While these holdings are challenged, and we are asked to recede therefrom, a re-examination of the question in the *616light of the arguments now made confirms us in the conclusion that they are right, and that they are amply fortified by a long line of decisions rendered both before and after their pronouncement. See City of Duluth v. Duluth Tel. Co. (Minn.), 87 N. W. 1127; Wisconsin Tel. Co. v. Oshkosh (Wis.), 21 N. W. 828; State v. Central New Jersey Telephone Co. (N. J.), 21 Atl. 460; State v. Milwaukee (Wis.), 113 N. W. 40; Michigan Tel. Co. v. City of Benton Harbor (Mich.), 80 N. W. 386; City of Wichita v. Missouri & K. Tel. Co. (Kas.), 78 Pac. 886; City v. Southwestern Telegraph & Telephone Co. (Tex.), 106 S. W. 915, 917; State v. City of Red Lodge (Mont.), 76 Pac. 758; City v. Old Colony Trust Co., 132 Fed. 641. That this statute, as amended, constituted a grant to the telephone company, which, upon acceptance, became a contract between the state and the telephone company, is also well settled by authority. Russell v. Sebastian, 233 U. S. 195; New York Line v. Empire Subway Co., 235 U. S. 179; Walla Walla v. Walla Walla Co., 172 U. S. 1, 19; City of Owensboro v. Cumberland Tel. & Tel. Co., 230 U. S. 58.

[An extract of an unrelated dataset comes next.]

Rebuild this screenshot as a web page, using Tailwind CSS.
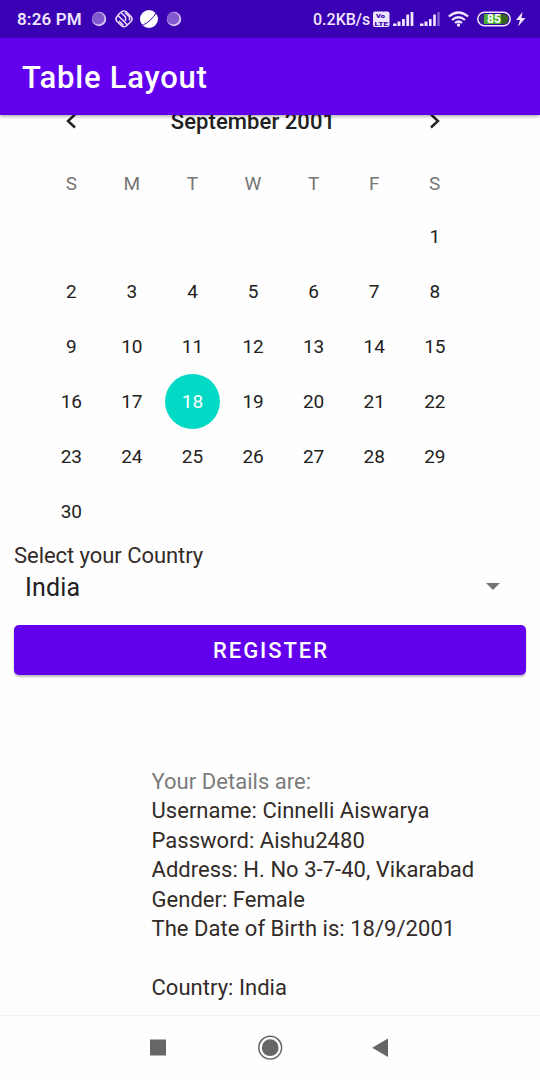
<!DOCTYPE html>
<html lang="en">
<head>
<meta charset="utf-8">
<title>Table Layout</title>
<script src="https://cdn.jsdelivr.net/npm/@tailwindcss/browser@4"></script>
</head>
<body class="bg-[#fefefe] font-['Roboto',sans-serif] text-[#212121]">
<div class="flex h-[1080px] w-[540px] flex-col overflow-hidden">
  <header class="z-10 shrink-0 shadow-[0_1px_4px_rgba(0,0,0,0.4)]">
    <div class="flex h-[38px] items-center bg-[#3a00b4] pl-[17px] text-[16px] font-medium text-[#efe5fc]">
      <span class="w-[74px] whitespace-nowrap pt-[2px] text-[17px] font-semibold tracking-[0.150px]">8:26 PM</span>
      <svg class="h-[38px] w-[92px]" viewBox="91 0 92 38">
        <circle cx="99" cy="19" r="7.2" fill="#d9c8f5"/><circle cx="98.2" cy="18.4" r="6.2" fill="#8359d0"/>
        <g fill="none" stroke="#efe5fc"><path stroke-width="1.400" d="M119.500 13.500L122 11.600Q124 10.200 126 11.600L131 16.500Q133.200 19 131 21.500L126 26.200Q124 27.500 122 26.200L117 21.500Q114.800 19 117 16.500Z"/><path stroke-width="1.500" d="M118 15.500l9.500 9.500M121.500 13l4 4v4M125 12.500l4.500 4.500v3.500M119 21l4.500 4.500"/></g>
        <circle cx="149" cy="19" r="9" fill="#fff"/><path d="M142 25.500Q151.500 21.500 156.500 12" fill="none" stroke="#3a00b4" stroke-width="1"/>
        <circle cx="174" cy="19" r="7.2" fill="#d9c8f5"/><circle cx="173.200" cy="18.400" r="6.200" fill="#8359d0"/>
      </svg>
      <span class="ml-[130px] w-[60px] whitespace-nowrap pt-[2px]">0.2KB/s</span>
      <svg class="h-[38px] w-[167px]" viewBox="373 0 167 38" fill="#efe5fc">
        <rect x="373" y="11.500" width="16.500" height="15.500" rx="2"/>
        <g fill="#3a00b4" font-size="6.200" font-weight="900" text-anchor="middle"><text x="380.500" y="18" textLength="9" lengthAdjust="spacingAndGlyphs">Vo</text><text x="381.300" y="25.600" textLength="13.500" lengthAdjust="spacingAndGlyphs">LTE</text></g>
        <path d="M393 26v-2.500h3.500V26zM397.500 26v-4.500h3V26zM402 26v-7h2.800V26zM406.300 26V14.500h2.800V26zM410.600 26V12h2.800v14z"/>
        <path d="M420 26v-2.500h3.500V26zM424.500 26v-4.500h3V26zM429 26v-7h2.600V26zM433.200 26V14.500h2.600V26z"/><path opacity=".4" d="M437.300 26V12h2.400v14z"/>
        <g fill="none" stroke="#efe5fc" stroke-width="2.200"><path d="M448.800 16.500Q458.500 8.500 468.200 16.500M452 20Q458.500 14.500 465 20M455 23Q458.500 20 462 23"/></g><circle cx="458.500" cy="25" r="1.700"/>
        <rect x="477.800" y="12.300" width="32.400" height="13.400" rx="6.700" fill="none" stroke="#efe5fc" stroke-width="1.500"/>
        <path d="M484 14h20q4.500 1 4.500 5t-4.500 5h-20z" fill="#33651f"/><path d="M484 14q-4.500 1-4.500 5t4.500 5z" fill="#3a2388"/><rect x="484" y="14" width="17" height="10" fill="#4caf32"/>
        <text x="494" y="23.200" text-anchor="middle" font-size="12" font-weight="700" fill="#fff">85</text>
        <path d="M522.500 12l-6.500 8h4l-2 6.500 7.500-8.500h-4z"/>
      </svg>
    </div>
    <div class="flex h-[77px] items-center bg-[#6200ee] pl-[22px] pt-[4px]">
      <h1 class="text-[31px] font-medium tracking-[0.750px] text-white">Table Layout</h1>
    </div>
  </header>
  <main class="flex h-[900px] shrink-0 flex-col">
    <section class="flex h-[424px] w-[424px] flex-col ml-[41px]">
      <div class="grid h-[12px] grid-cols-7 grid-rows-[12px] items-center justify-items-center">
        <svg class="h-[18px] w-4" viewBox="0 0 16 18" fill="none" stroke="#212121" stroke-width="2.400"><path d="M12 2.500L5 9l7 6.500"/></svg>
        <div class="col-span-5 whitespace-nowrap pt-px text-[22px] font-medium leading-[28px] tracking-[0.080px]">September 2001</div>
        <svg class="h-[18px] w-4" viewBox="0 0 16 18" fill="none" stroke="#212121" stroke-width="2.400"><path d="M4 2.500L11 9l-7 6.500"/></svg>
      </div>
      <div class="mt-[30px] grid h-[52px] grid-cols-7 place-items-center pt-[2px] text-[19px] text-[#757575]">
        <span>S</span><span>M</span><span>T</span><span>W</span><span>T</span><span>F</span><span>S</span>
      </div>
      <div class="grid grid-cols-7 auto-rows-[55px] place-items-center text-[19px] [&>span]:pt-[2px] [&>span]:tracking-[-0.1px]">
        <span class="col-start-7">1</span>
        <span>2</span><span>3</span><span>4</span><span>5</span><span>6</span><span>7</span><span>8</span>
        <span>9</span><span>10</span><span>11</span><span>12</span><span>13</span><span>14</span><span>15</span>
        <span>16</span><span>17</span><span class="flex size-[55px] items-center justify-center rounded-full bg-[#03dac5] text-white">18</span><span>19</span><span>20</span><span>21</span><span>22</span>
        <span>23</span><span>24</span><span>25</span><span>26</span><span>27</span><span>28</span><span>29</span>
        <span>30</span>
      </div>
    </section>
    <section class="flex flex-col px-[14px]">
      <label class="h-[30px] text-[22px] leading-[34px] tracking-[-0.050px] text-[#322b28]">Select your Country</label>
      <div class="flex h-[36px] items-center justify-between pl-[11px] pr-[26px]">
        <span class="pt-[2px] text-[25px] tracking-[0.150px]">India</span>
        <svg class="mb-[2px] h-[7px] w-[14px]" viewBox="0 0 14 7" fill="#757575"><path d="M0 0h14L7 7z"/></svg>
      </div>
      <button class="mt-[19.500px] h-[50px] rounded-[5px] bg-[#6200ee] pl-[2px] pt-[2px] text-[22px] font-medium tracking-[1.950px] text-white shadow-[0_2px_2px_rgba(0,0,0,0.25)]">REGISTER</button>
    </section>
    <section class="ml-[151.500px] mt-[92px] whitespace-nowrap text-[22px] leading-[29.500px] tracking-[0.030px] text-[#322b28]">
      <p class="text-[#7b7b7b]">Your Details are:</p>
      <p>Username: Cinnelli Aiswarya</p>
      <p>Password: Aishu2480</p>
      <p>Address: H. No 3-7-40, Vikarabad</p>
      <p>Gender: Female</p>
      <p>The Date of Birth is: 18/9/2001</p>
      <p class="mt-[29px]">Country: India</p>
    </section>
  </main>
  <nav class="flex h-[65px] shrink-0 items-center justify-center border-t border-[#f0f0f0]">
    <svg class="h-[26px] w-[240px]" viewBox="150 1035 240 26" fill="#666">
      <path d="M150 1039.500h16v16h-16z"/>
      <circle cx="270.200" cy="1047.700" r="11.400" fill="none" stroke="#666" stroke-width="1.500"/><circle cx="270.200" cy="1047.700" r="8.400"/>
      <path d="M372.200 1047.700l15.800-9.200v18.400z"/>
    </svg>
  </nav>
</div>
</body>
</html>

At the time the defendant accepted the grant, neither the city o£ Des Moines nor any other municipality in the state had power to grant a franchise to any telegraph or telephone company to occupy or use any of its streets or alleys. This was a power which the legislature, the seat of all authority in the matter down to that time, reserved to itself; although it may be granted that, in the exercise of its police power, the city, before any authority was given it, as well as after it had been given, might exercise such power in a regulatory manner. The original grant by the legislature, being unlimited as to time, gave to whoever might accept the grant a special franchise in perpetuity, subject only to a proper exercise of the police power and to any expressly reserved power. City of Louisville v. Cumberland Co., 224 U. S. 649; Detroit v. Detroit R. Co., 184 U. S. 368; Owensboro v. Cumberland Tel. Co., 230 U. S. 58; Town of New Decatur v. American Tel. & Tel. Co. (Ala.), 58 So. 613; Blair v. Chicago, 201 U. S. 400; City of *617Seattle v. Columbia & P. S. R. Co. (Wash.), 33 Pac. 1048; Suburban Electric Co. v. East Orange (N. J.), 41 Atl. 865.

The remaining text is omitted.